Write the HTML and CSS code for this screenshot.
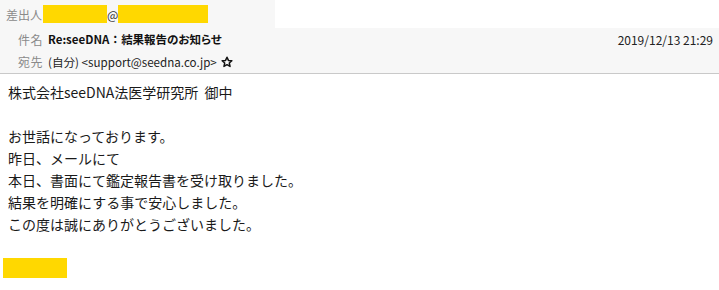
FILE: index.html
```html
<!DOCTYPE html>
<html lang="ja">
<head>
<meta charset="utf-8">
<link rel="stylesheet" href="styles.css">
</head>
<body>
<div class="header">
  <div class="row from">
    <span class="label">差出人</span>
    <span class="mask mask-user"></span>
    <span class="at">@</span>
    <span class="mask mask-domain"></span>
  </div>
  <div class="meta">
    <div class="row subject">
      <span class="label">件名</span>
      <span class="subject-text">Re:seeDNA<span class="colon">：</span>結果報告のお知らせ</span>
      <span class="date">2019/12/13 21:29</span>
    </div>
    <div class="row to">
      <span class="label">宛先</span>
      <span class="to-text">(自分) &lt;support@seedna.co.jp&gt;</span>
      <svg class="star" width="12" height="12" viewBox="0 0 24 24"><path d="M12 2.5l2.9 6.3 6.8.7-5.1 4.6 1.5 6.8L12 17.4l-6.1 3.5 1.5-6.8-5.1-4.6 6.8-.7z" fill="none" stroke="#111" stroke-width="3" stroke-linejoin="round"/></svg>
    </div>
  </div>
</div>
<div class="mail-body">
  <p class="line">株式会社seeDNA法医学研究所&nbsp;&nbsp;御中</p>
  <p class="line">&nbsp;</p>
  <p class="line">お世話になっております。</p>
  <p class="line">昨日、メールにて</p>
  <p class="line">本日、書面にて鑑定報告書を受け取りました。</p>
  <p class="line">結果を明確にする事で安心しました。</p>
  <p class="line">この度は誠にありがとうございました。</p>
  <p class="line">&nbsp;</p>
  <div class="signature"></div>
</div>
</body>
</html>
```

FILE: styles.css
```css
html, body {
  margin: 0;
  padding: 0;
  background: #ffffff;
}

body {
  font-family: "Noto Sans CJK JP", "Noto Sans", sans-serif;
  color: #1a1a1a;
}

.header {
  font-feature-settings: "palt" 1;
}

.row {
  display: flex;
  align-items: center;
}

.label {
  color: #8a8a8a;
  font-size: 12px;
}

.from {
  width: 275px;
  height: 28px;
  background: #f7f7f7;
  padding-left: 6px;
  box-sizing: border-box;
}

.from .label {
  margin-right: 1px;
}

.mask {
  display: inline-block;
  height: 18px;
  background: #ffd800;
}

.mask-user {
  width: 64px;
}

.mask-domain {
  width: 90px;
}

.at {
  font-size: 12px;
  color: #333;
  width: 11px;
  text-align: center;
}

.meta {
  background: #f7f7f7;
  border-bottom: 1px solid #c9c9c9;
  padding: 0 6px 0 18px;
}

.subject {
  height: 22px;
}

.to {
  height: 23px;
}

.meta .label {
  width: 30px;
  flex: none;
  letter-spacing: 0.5px;
}

.subject-text {
  font-size: 11.5px;
  font-weight: bold;
  color: #111;
}

.colon {
  margin: 0 3px;
}

.date {
  margin-left: auto;
  font-size: 12px;
  color: #222;
}

.to-text {
  font-size: 11.6px;
  color: #222;
}

.star {
  margin-left: 4px;
}

.mail-body {
  padding: 7px 0 0 8px;
}

.line {
  margin: 0;
  font-size: 14px;
  line-height: 22px;
  height: 22px;
  color: #1a1a1a;
  white-space: nowrap;
}

.signature {
  width: 64px;
  height: 20px;
  margin-top: 1px;
  margin-left: -5px;
  background: #ffd800;
}
```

= = =

Except for the pictures, print the data above exactly.

*ANSWER IN FULL*:
Write the HTML and CSS code for this screenshot.
FILE: index.html
```html
<!DOCTYPE html>
<html lang="ja">
<head>
<meta charset="utf-8">
<link rel="stylesheet" href="styles.css">
</head>
<body>
<div class="header">
  <div class="row from">
    <span class="label">差出人</span>
    <span class="mask mask-user"></span>
    <span class="at">@</span>
    <span class="mask mask-domain"></span>
  </div>
  <div class="meta">
    <div class="row subject">
      <span class="label">件名</span>
      <span class="subject-text">Re:seeDNA<span class="colon">：</span>結果報告のお知らせ</span>
      <span class="date">2019/12/13 21:29</span>
    </div>
    <div class="row to">
      <span class="label">宛先</span>
      <span class="to-text">(自分) &lt;support@seedna.co.jp&gt;</span>
      <svg class="star" width="12" height="12" viewBox="0 0 24 24"><path d="M12 2.5l2.9 6.3 6.8.7-5.1 4.6 1.5 6.8L12 17.4l-6.1 3.5 1.5-6.8-5.1-4.6 6.8-.7z" fill="none" stroke="#111" stroke-width="3" stroke-linejoin="round"/></svg>
    </div>
  </div>
</div>
<div class="mail-body">
  <p class="line">株式会社seeDNA法医学研究所&nbsp;&nbsp;御中</p>
  <p class="line">&nbsp;</p>
  <p class="line">お世話になっております。</p>
  <p class="line">昨日、メールにて</p>
  <p class="line">本日、書面にて鑑定報告書を受け取りました。</p>
  <p class="line">結果を明確にする事で安心しました。</p>
  <p class="line">この度は誠にありがとうございました。</p>
  <p class="line">&nbsp;</p>
  <div class="signature"></div>
</div>
</body>
</html>
```

FILE: styles.css
```css
html, body {
  margin: 0;
  padding: 0;
  background: #ffffff;
}

body {
  font-family: "Noto Sans CJK JP", "Noto Sans", sans-serif;
  color: #1a1a1a;
}

.header {
  font-feature-settings: "palt" 1;
}

.row {
  display: flex;
  align-items: center;
}

.label {
  color: #8a8a8a;
  font-size: 12px;
}

.from {
  width: 275px;
  height: 28px;
  background: #f7f7f7;
  padding-left: 6px;
  box-sizing: border-box;
}

.from .label {
  margin-right: 1px;
}

.mask {
  display: inline-block;
  height: 18px;
  background: #ffd800;
}

.mask-user {
  width: 64px;
}

.mask-domain {
  width: 90px;
}

.at {
  font-size: 12px;
  color: #333;
  width: 11px;
  text-align: center;
}

.meta {
  background: #f7f7f7;
  border-bottom: 1px solid #c9c9c9;
  padding: 0 6px 0 18px;
}

.subject {
  height: 22px;
}

.to {
  height: 23px;
}

.meta .label {
  width: 30px;
  flex: none;
  letter-spacing: 0.5px;
}

.subject-text {
  font-size: 11.5px;
  font-weight: bold;
  color: #111;
}

.colon {
  margin: 0 3px;
}

.date {
  margin-left: auto;
  font-size: 12px;
  color: #222;
}

.to-text {
  font-size: 11.6px;
  color: #222;
}

.star {
  margin-left: 4px;
}

.mail-body {
  padding: 7px 0 0 8px;
}

.line {
  margin: 0;
  font-size: 14px;
  line-height: 22px;
  height: 22px;
  color: #1a1a1a;
  white-space: nowrap;
}

.signature {
  width: 64px;
  height: 20px;
  margin-top: 1px;
  margin-left: -5px;
  background: #ffd800;
}
```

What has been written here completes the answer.